Seek out every line containing the word "screenshot", and copy each.

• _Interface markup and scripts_

+ + + + +

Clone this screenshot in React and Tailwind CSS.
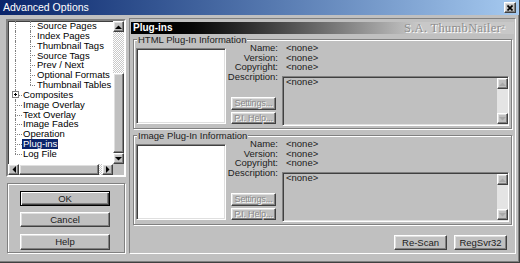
import React from "react";

const raised =
  "border border-t-white border-l-white border-r-[#404040] border-b-[#404040] shadow-[inset_-1px_-1px_0_#808080,inset_1px_1px_0_#dfdfdf]";
const sunken =
  "border border-t-[#808080] border-l-[#808080] border-r-white border-b-white shadow-[inset_1px_1px_0_#404040,inset_-1px_-1px_0_#dfdfdf]";
const etched = "border border-[#808080] shadow-[inset_1px_1px_0_#fff,1px_1px_0_#fff]";
const dither = "bg-[repeating-conic-gradient(#fff_0%_25%,#c8c8c8_0%_50%)] bg-size-[2px_2px]";

const tree = [
  { label: "Source Pages", child: true },
  { label: "Index Pages", child: true },
  { label: "Thumbnail Tags", child: true },
  { label: "Source Tags", child: true },
  { label: "Prev / Next", child: true },
  { label: "Optional Formats", child: true },
  { label: "Thumbnail Tables", child: true, lastChild: true },
  { label: "Composites", plus: true },
  { label: "Image Overlay" },
  { label: "Text Overlay" },
  { label: "Image Fades" },
  { label: "Operation" },
  { label: "Plug-ins", selected: true },
  { label: "Log File", last: true },
];

function Arrow({ dir, color = "#000" }) {
  const pts = {
    up: "0,4 3.5,0.5 7,4",
    down: "0,0 3.5,3.5 7,0",
    left: "4,0 0.5,3.5 4,7",
    right: "0,0 3.5,3.5 0,7",
  }[dir];
  const vertical = dir === "up" || dir === "down";
  return (
    <svg width={vertical ? 7 : 4} height={vertical ? 4 : 7} viewBox={vertical ? "0 0 7 4" : "0 0 4 7"}>
      <polygon points={pts} fill={color} />
    </svg>
  );
}

function ArrowBox({ dir, color }) {
  return (
    <div className={`flex h-[11px] w-[11px] shrink-0 items-center justify-center bg-[#c0c0c0] ${raised}`}>
      <Arrow dir={dir} color={color} />
    </div>
  );
}

function TreeRow({ item }) {
  return (
    <div className="flex h-[9.85px] items-center">
      <div className="relative h-full w-[15px] shrink-0">
        <span
          className={`absolute left-[7px] top-0 border-l border-dotted border-[#808080] ${item.last ? "h-1/2" : "h-full"}`}
        />
        {!item.child && (
          <span className="absolute left-[7px] top-1/2 w-[7px] border-t border-dotted border-[#808080]" />
        )}
        {item.plus && (
          <span className="absolute left-[4px] top-[1px] flex h-[7px] w-[7px] items-center justify-center border border-[#808080] bg-white">
            <span className="absolute h-px w-[3px] bg-black" />
            <span className="absolute h-[3px] w-px bg-black" />
          </span>
        )}
      </div>
      {item.child && (
        <div className="relative h-full w-[14px] shrink-0">
          <span
            className={`absolute left-[7px] top-0 border-l border-dotted border-[#808080] ${item.lastChild ? "h-1/2" : "h-full"}`}
          />
          <span className="absolute left-[7px] top-1/2 w-[5px] border-t border-dotted border-[#808080]" />
        </div>
      )}
      <span
        className={`whitespace-nowrap leading-[9.85px] ${item.selected ? "-ml-[1px] bg-[#0a246a] px-[1px] text-white" : "text-black"}`}
      >
        {item.label}
      </span>
    </div>
  );
}

function WinButton({ children, className = "", isDefault = false }) {
  const frame = isDefault
    ? "border border-black shadow-[inset_1px_1px_0_#fff,inset_-1px_-1px_0_#404040,inset_-2px_-2px_0_#808080]"
    : raised;
  return (
    <div
      className={`flex items-center justify-center whitespace-nowrap bg-[#c0c0c0] leading-none text-[#202020] ${frame} ${className}`}
    >
      {children}
    </div>
  );
}

function DisabledButton({ children, className = "" }) {
  return (
    <div
      className={`flex items-center justify-center whitespace-nowrap bg-[#c0c0c0] text-[9px] leading-none tracking-[-0.2px] text-[#8a8a8a] [text-shadow:1px_1px_0_#fff] ${raised} ${className}`}
    >
      {children}
    </div>
  );
}

function PluginGroup({ title, className = "" }) {
  return (
    <div className={`relative mx-[2px] flex h-[90px] pl-[2px] pr-[2px] pt-[3px] ${etched} ${className}`}>
      <span className="absolute -top-[6px] left-[3px] bg-[#c0c0c0] px-[1px] leading-[11px] text-[#202020]">
        {title}
      </span>
      <div className={`mt-[5px] h-[76px] w-[90px] shrink-0 bg-white ${sunken}`} />
      <div className="flex w-[53px] shrink-0 flex-col pr-[1px] text-right leading-[9.5px] text-[#202020]">
        <span>Name:</span>
        <span>Version:</span>
        <span>Copyright:</span>
        <span>Description:</span>
        <DisabledButton className="mr-[2px] mt-[16px] h-[13px] w-[45px] self-end">Settings...</DisabledButton>
        <DisabledButton className="mr-[2px] mt-[2px] h-[12px] w-[45px] self-end">P.I. Help...</DisabledButton>
      </div>
      <div className="flex flex-1 flex-col pl-[3px] leading-[9.5px] text-[#202020]">
        <span className="pl-[4px]">&lt;none&gt;</span>
        <span className="pl-[4px]">&lt;none&gt;</span>
        <span className="pl-[4px]">&lt;none&gt;</span>
        <div className={`mt-[4.5px] flex h-[50px] bg-[#c0c0c0] ${sunken}`}>
          <span className="flex-1 pl-[3px] pt-[1px] leading-[8px]">&lt;none&gt;</span>
          <div className="flex w-[11px] flex-col py-[1px]">
            <ArrowBox dir="up" color="#a8a8a8" />
            <div className="flex-1 bg-[#e4e4e4]" />
            <ArrowBox dir="down" color="#a8a8a8" />
          </div>
        </div>
      </div>
    </div>
  );
}

export default function App() {
  return (
    <div className="h-[263px] w-[520px] overflow-hidden border-b border-r border-b-[#404040] border-r-[#404040] bg-[#c0c0c0] font-['Liberation_Sans',Arial,sans-serif] text-[9.5px] shadow-[inset_-1px_-1px_0_#808080]">
      {/* Title bar */}
      <div className="flex h-[15px] items-center bg-linear-to-r from-[#0a246a] to-[#a6caf0] pl-[3px] pr-[3px]">
        <span className="flex-1 text-[10.5px] leading-none text-white">Advanced Options</span>
        <div className={`flex h-[11px] w-[12px] items-center justify-center bg-[#c0c0c0] ${raised}`}>
          <svg width="6" height="6" viewBox="0 0 6 6">
            <path d="M0.5 0.5 L5.5 5.5 M5.5 0.5 L0.5 5.5" stroke="#000" strokeWidth="1.6" />
          </svg>
        </div>
      </div>

      <div className="flex pl-[6px] pt-[3px]">
        {/* Left column */}
        <div className="flex w-[120px] shrink-0 flex-col">
          <div className={`mt-[1px] flex h-[158px] flex-col bg-white ${sunken} border-[2px]`}>
            <div className="flex min-h-0 flex-1">
              <div className="flex-1 overflow-hidden">
                {tree.map((item) => (
                  <TreeRow key={item.label} item={item} />
                ))}
              </div>
              <div className="flex w-[11px] flex-col">
                <ArrowBox dir="up" />
                <div className={`h-[41px] ${dither}`} />
                <div className={`flex-1 bg-[#c0c0c0] ${raised}`} />
                <ArrowBox dir="down" />
              </div>
            </div>
            <div className="flex h-[11px]">
              <ArrowBox dir="left" />
              <div className={`w-[80px] bg-[#c0c0c0] ${raised}`} />
              <div className={`flex-1 ${dither}`} />
              <ArrowBox dir="right" />
              <div className="w-[11px] bg-[#c0c0c0]" />
            </div>
          </div>

          <div className={`ml-[1px] mt-[6px] flex h-[70px] w-[118px] flex-col pl-[12px] pt-[7px] ${etched}`}>
            <WinButton isDefault className="h-[15px] w-[90px] text-[#555]">OK</WinButton>
            <WinButton className="mt-[6px] h-[15px] w-[90px]">Cancel</WinButton>
            <WinButton className="mt-[7px] h-[16px] w-[90px]">Help</WinButton>
          </div>
        </div>

        {/* Right panel */}
        <div className="ml-[3px] flex h-[236px] w-[387px] flex-col border border-b-white border-l-[#808080] border-r-white border-t-[#808080] px-[1px] pt-[3px]">
          <div className="flex h-[12px] items-center bg-linear-to-r from-black from-5% to-[#c8c8c8] to-75% pl-[2px] pr-[9px]">
            <span className="flex-1 text-[10px] font-bold leading-none text-white">Plug-ins</span>
            <span className="font-['Liberation_Serif',serif] text-[12.5px] leading-[12px] tracking-[0.3px] text-[#8e8e8e] [text-shadow:1px_1px_0_#fff]">
              S.A. ThumbNailer<sup className="text-[7px]">2</sup>
            </span>
          </div>
          <PluginGroup title="HTML Plug-In Information" className="mt-[5px]" />
          <PluginGroup title="Image Plug-In Information" className="mt-[6px]" />
          <div className="mt-[10px] flex justify-end gap-[7px] pr-[7px]">
            <WinButton className="h-[15px] w-[53px]">Re-Scan</WinButton>
            <WinButton className="h-[15px] w-[53px]">RegSvr32</WinButton>
          </div>
        </div>
      </div>
    </div>
  );
}
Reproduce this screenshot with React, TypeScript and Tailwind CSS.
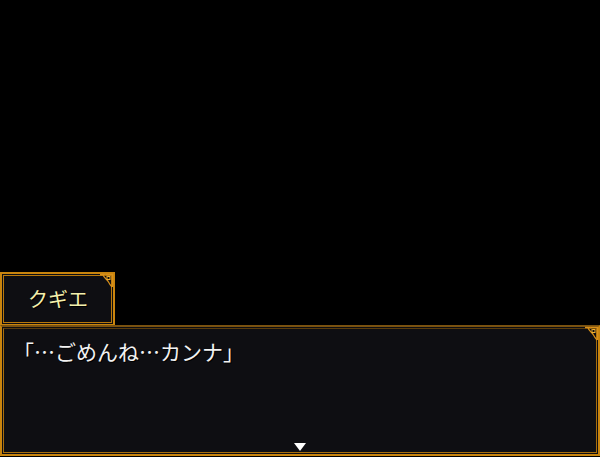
import React from "react";

function Ornament() {
  return (
    <svg
      className="absolute right-[-1px] top-[-1px]"
      width="15"
      height="15"
      viewBox="0 0 15 15"
      fill="none"
    >
      <path d="M1 1.5 H13.5 V14" stroke="#d8901a" strokeWidth="1.5" />
      <path
        d="M4 2 C5 5 8 6 9.5 9 C10.5 11 11.5 12.5 13 14"
        stroke="#d8901a"
        strokeWidth="1.2"
      />
      <rect x="8" y="3.5" width="3" height="3" stroke="#f0b030" strokeWidth="1" />
      <path d="M5 3 C6 2 7 2 8 3.5" stroke="#a06a10" strokeWidth="1" />
    </svg>
  );
}

export default function App() {
  const font = { fontFamily: '"Noto Sans CJK JP", "Noto Sans", sans-serif' };
  return (
    <div className="w-[600px] h-[457px] bg-black flex flex-col overflow-hidden" style={font}>
      <div className="h-[272px]" />
      {/* name box */}
      <div className="relative w-[115px] h-[54px] border-2 border-[#c8840e] bg-[#0e0e12] p-[1px]">
        <div className="h-full w-full border border-[#b8780c] flex items-center justify-center">
          <span
            className="text-[20px] leading-none text-[#f4f0ac] pl-[1px]"
            style={{ textShadow: "1px 1px 0 #000" }}
          >
            クギエ
          </span>
        </div>
        <Ornament />
      </div>
      {/* dialog box */}
      <div className="relative w-[600px] h-[131px] mt-[-1px] border-2 border-[#c8840e] border-t-[#7a5210] bg-[#0e0e12] p-[1px]">
        <div className="h-full w-full border border-[#a86e0c] border-t-[#5a3c0c] relative">
          <div
            className="pl-[9px] pt-[12px] text-[21px] leading-none text-[#f2f2f2]"
            style={{ textShadow: "1px 1px 0 #000" }}
          >
            「…ごめんね…カンナ」
          </div>
          <div className="absolute left-[290px] bottom-[1px] w-0 h-0 border-l-[6px] border-r-[6px] border-t-[8px] border-l-transparent border-r-transparent border-t-white" />
        </div>
        <Ornament />
      </div>
    </div>
  );
}
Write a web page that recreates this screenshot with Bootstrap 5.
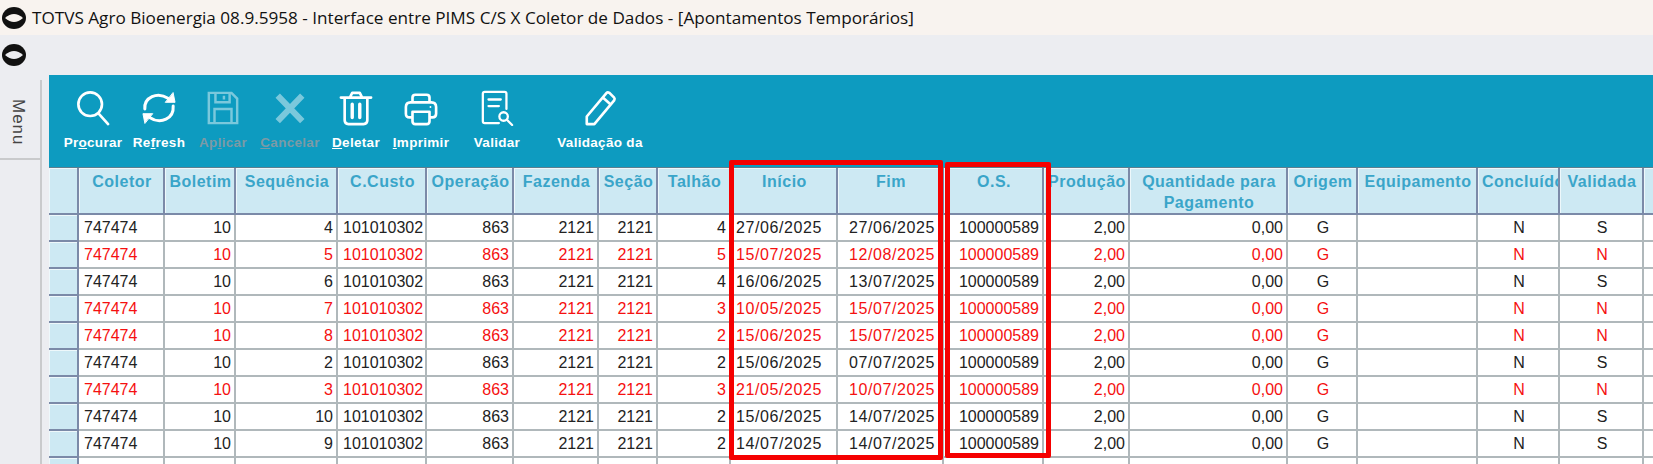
<!DOCTYPE html>
<html lang="pt-BR">
<head>
<meta charset="UTF-8">
<title>Apontamentos Temporários</title>
<link href="https://cdn.jsdelivr.net/npm/bootstrap@5.3.0/dist/css/bootstrap.min.css" rel="stylesheet">
<script src="https://cdn.jsdelivr.net/npm/bootstrap@5.3.0/dist/js/bootstrap.bundle.min.js"></script>
<style>
html, body { height: 464px; overflow: hidden; }
body { background: #ecedf1; font-family: "Liberation Sans", sans-serif; }
.app-frame { width: 1653px; height: 464px; position: relative; overflow: hidden; }
.title-bar { height: 35px; background: #f8f3ef; padding-left: 2px; gap: 6px; }
.title-text { font-family: "Open Sans", sans-serif; font-size: 17.15px; color: #111; white-space: nowrap; }
.sub-bar { height: 40px; padding-left: 2px; }
.work-area { height: 389px; }
.side-tab { width: 49px; flex: none; }
.side-inner { width: 42px; height: 80px; padding-right: 4px; border-right: 2px solid #c9cacc; border-bottom: 2px solid #c9cacc; margin-top: 5px; }
.side-label { writing-mode: vertical-rl; font-size: 17px; color: #444; letter-spacing: 1px; margin-top: 19px; }
.side-line { width: 42px; border-right: 2px solid #c9cacc; flex: 1; }
.main-col { width: 1604px; flex: none; }
.tool-strip { height: 93px; background: #0d9bc0; border-bottom: 1px solid #5d7f8f; padding-left: 11px; }
.tool-btn { flex: none; color: #fff; font-size: 13.5px; letter-spacing: .3px; font-weight: 700; line-height: 18px; text-align: center; white-space: nowrap; padding-top: 15px; }
.tool-btn svg { display: block; margin: 0 auto 8px; }
.tool-btn.off { color: #7b9aa6; }
.tool-btn.off svg { opacity: .45; }
.w-procurar { width: 66px; }
.w-refresh { width: 66px; }
.w-aplicar { width: 62px; }
.w-cancelar { width: 72px; }
.w-deletar { width: 60px; }
.w-imprimir { width: 70px; }
.w-validar { width: 82px; }
.w-validacao { width: 124px; }
.grid-wrap { overflow: hidden; }
.grid-tbl { table-layout: fixed; width: 1651px; margin: 0; border-collapse: separate; border-spacing: 0; }
.grid-tbl th { height: 47px; padding: 3px 2px 0 4px; background: #cde9f3; color: #3aa5c9; font-weight: 700; font-size: 16px; letter-spacing: .5px; line-height: 21px; text-align: center; vertical-align: top; border: 0; border-right: 2px solid #7b8aa8; border-bottom: 2px solid #7b8aa8; box-shadow: inset 1px 1px 0 #eef8fb; white-space: nowrap; overflow: hidden; }
.grid-tbl th.wrap-head { white-space: normal; }
.grid-tbl td { height: 27px; padding: 0 3px 0 5px; background: #fff; color: #222; font-size: 16px; line-height: 25px; border: 0; border-right: 2px solid #b0b8bb; border-bottom: 2px solid #b0b8bb; white-space: nowrap; overflow: hidden; }
.grid-tbl tr.bad td { color: #f51010; }
.grid-tbl td.ind { background: #cde9f3; border-right-color: #7b8aa8; border-bottom-color: #7b8aa8; box-shadow: inset 1px 1px 0 #eef8fb; padding: 0; }
.grid-tbl td.dt { letter-spacing: .6px; }
.grid-tbl td.dt.text-end { padding-right: 7px; }
.red-box { position: absolute; border: 5px solid #f50000; border-radius: 2px; pointer-events: none; }
.box-dates { left: 729px; top: 160px; width: 214px; height: 300px; }
.box-os { left: 945px; top: 162px; width: 106px; height: 296px; }
</style>
</head>
<body>
<div class="app-frame">
  <div class="title-bar d-flex align-items-center">
    <svg width="24" height="22" viewBox="0 0 24 22"><ellipse cx="12" cy="11" rx="12" ry="11" fill="#111"/><path d="M3 11Q12 3 21 11Q12 19 3 11Z" fill="#f8f3ef"/></svg>
    <span class="title-text">TOTVS Agro Bioenergia 08.9.5958 - Interface entre PIMS C/S X Coletor de Dados - [Apontamentos Temporários]</span>
  </div>
  <div class="sub-bar d-flex align-items-center">
    <svg width="24" height="22" viewBox="0 0 24 22"><ellipse cx="12" cy="11" rx="12" ry="11" fill="#111"/><path d="M3 11Q12 3 21 11Q12 19 3 11Z" fill="#ecedf1"/></svg>
  </div>
  <div class="work-area d-flex">
    <div class="side-tab d-flex flex-column">
      <div class="side-inner d-flex justify-content-center"><span class="side-label">Menu</span></div>
      <div class="side-line"></div>
    </div>
    <div class="main-col">
      <div class="tool-strip d-flex">
        <div class="tool-btn w-procurar"><svg width="34" height="36" viewBox="0 0 36 38" fill="none" stroke="#fff" stroke-width="2.8" stroke-linecap="round"><circle cx="15" cy="15" r="12.5"/><path d="M24 25 34 36"/></svg>Pr<u>o</u>curar</div>
        <div class="tool-btn w-refresh"><svg width="34" height="36" viewBox="0 0 36 38" fill="none" stroke="#fff" stroke-width="3.2" stroke-linecap="round"><path d="M3 20C2 8 16 1 28 9"/><path d="M33 17C34 30 20 37 8 29"/><path d="M25 13 35 13 33 3Z" fill="#fff" stroke-width="1"/><path d="M11 25 1 25 3 35Z" fill="#fff" stroke-width="1"/></svg>Re<u>f</u>resh</div>
        <div class="tool-btn off w-aplicar"><svg width="34" height="36" viewBox="0 0 36 38" fill="none" stroke="#fff" stroke-width="2.6"><path d="M3 3H27L33 9V35H3Z"/><path d="M10 3V13H25V3M19 6V10M9 35V20H27V35"/></svg>Ap<u>l</u>icar</div>
        <div class="tool-btn off w-cancelar"><svg width="34" height="36" viewBox="0 0 36 38" fill="none" stroke="#fff" stroke-width="6.5"><path d="M5 6 31 33M31 6 5 33"/></svg><u>C</u>ancelar</div>
        <div class="tool-btn w-deletar"><svg width="34" height="36" viewBox="0 0 36 38" fill="none" stroke="#fff" stroke-width="2.8" stroke-linecap="round" stroke-linejoin="round"><path d="M2 8H34M12 7 14 3H22L24 7M6 9V32Q6 36 10 36H26Q30 36 30 32V9"/><path d="M14 15V29M22 15V29" stroke-width="3.6"/></svg><u>D</u>eletar</div>
        <div class="tool-btn w-imprimir"><svg width="34" height="36" viewBox="0 0 36 38" fill="none" stroke="#fff" stroke-width="2.8" stroke-linejoin="round"><path d="M9 13V8Q9 5 12 5H24Q27 5 27 8V13"/><path d="M9 29H6Q2 29 2 25V18Q2 13 7 13H29Q34 13 34 18V25Q34 29 30 29H27"/><path d="M9 23H27V33Q27 36 24 36H12Q9 36 9 33Z"/><circle cx="28" cy="18" r="1" fill="#fff" stroke="none"/></svg><u>I</u>mprimir</div>
        <div class="tool-btn w-validar"><svg width="34" height="36" viewBox="0 0 36 38" fill="none" stroke="#fff" stroke-width="2.4" stroke-linecap="round" stroke-linejoin="round"><path d="M20 35H5Q3 35 3 33V4Q3 2 5 2H26Q28 2 28 4V20"/><path d="M9 10H22M9 17H20"/><circle cx="25" cy="28" r="4.5"/><path d="M29 32 34 37"/></svg>Validar</div>
        <div class="tool-btn w-validacao"><svg width="34" height="36" viewBox="0 0 36 38" fill="none" stroke="#fff" stroke-width="2.8" stroke-linejoin="round"><path d="M4 28 25 3Q26 2 28 3L33 8Q34 9 33 11L12 36H4Z"/><path d="M21 8 29 15"/></svg>Validação da</div>
      </div>
      <div class="grid-wrap">
        <table class="grid-tbl">
          <colgroup id="grid-cols"></colgroup>
          <thead><tr id="grid-head"></tr></thead>
          <tbody id="grid-body"></tbody>
        </table>
      </div>
    </div>
  </div>
  <div class="red-box box-dates"></div>
  <div class="red-box box-os"></div>
</div>
<script>
  // right edge of each column on the page
  const edges = [49, 79, 165, 236, 338, 427, 514, 599, 658, 731, 838, 944, 1044, 1130, 1288, 1358, 1478, 1560, 1644, 1700];
  const heads = ['', 'Coletor', 'Boletim', 'Sequência', 'C.Custo', 'Operação', 'Fazenda', 'Seção', 'Talhão', 'Início', 'Fim', 'O.S.', 'Produção', 'Quantidade para Pagamento', 'Origem', 'Equipamento', 'Concluído', 'Validada', ''];
  const rows = [
    [4, 863, 4, '27/06/2025', '27/06/2025', 'S', 0],
    [5, 863, 5, '15/07/2025', '12/08/2025', 'N', 1],
    [6, 863, 4, '16/06/2025', '13/07/2025', 'S', 0],
    [7, 863, 3, '10/05/2025', '15/07/2025', 'N', 1],
    [8, 863, 2, '15/06/2025', '15/07/2025', 'N', 1],
    [2, 863, 2, '15/06/2025', '07/07/2025', 'S', 0],
    [3, 863, 3, '21/05/2025', '10/07/2025', 'N', 1],
    [10, 863, 2, '15/06/2025', '14/07/2025', 'S', 0],
    [9, 863, 2, '14/07/2025', '14/07/2025', 'S', 0],
    [11, 863, 2, '14/07/2025', '14/07/2025', 'S', 0]
  ];

  let colsHtml = '';
  for (let i = 1; i < edges.length; i++) colsHtml += `<col style="width:${edges[i] - edges[i - 1]}px">`;
  document.getElementById('grid-cols').innerHTML = colsHtml;

  document.getElementById('grid-head').innerHTML = heads.map(h =>
    `<th class="${h.includes(' ') ? 'wrap-head' : ''}">${h}</th>`).join('');

  document.getElementById('grid-body').innerHTML = rows.map(r => `
    <tr class="${r[6] ? 'bad' : ''}">
      <td class="ind"></td>
      <td>747474</td>
      <td class="text-end">10</td>
      <td class="text-end">${r[0]}</td>
      <td>101010302</td>
      <td class="text-end">${r[1]}</td>
      <td class="text-end">2121</td>
      <td class="text-end">2121</td>
      <td class="text-end">${r[2]}</td>
      <td class="dt">${r[3]}</td>
      <td class="dt text-end">${r[4]}</td>
      <td class="text-end">100000589</td>
      <td class="text-end">2,00</td>
      <td class="text-end">0,00</td>
      <td class="text-center">G</td>
      <td></td>
      <td class="text-center">N</td>
      <td class="text-center">${r[5]}</td>
      <td></td>
    </tr>`).join('');
</script>
</body>
</html>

+ + + + +

• _Reply to the task_
Clone this screenshot in React and Tailwind CSS.
Reproduce this screenshot with React, TypeScript and Tailwind CSS.
Write a web page that recreates this screenshot with Bootstrap 5.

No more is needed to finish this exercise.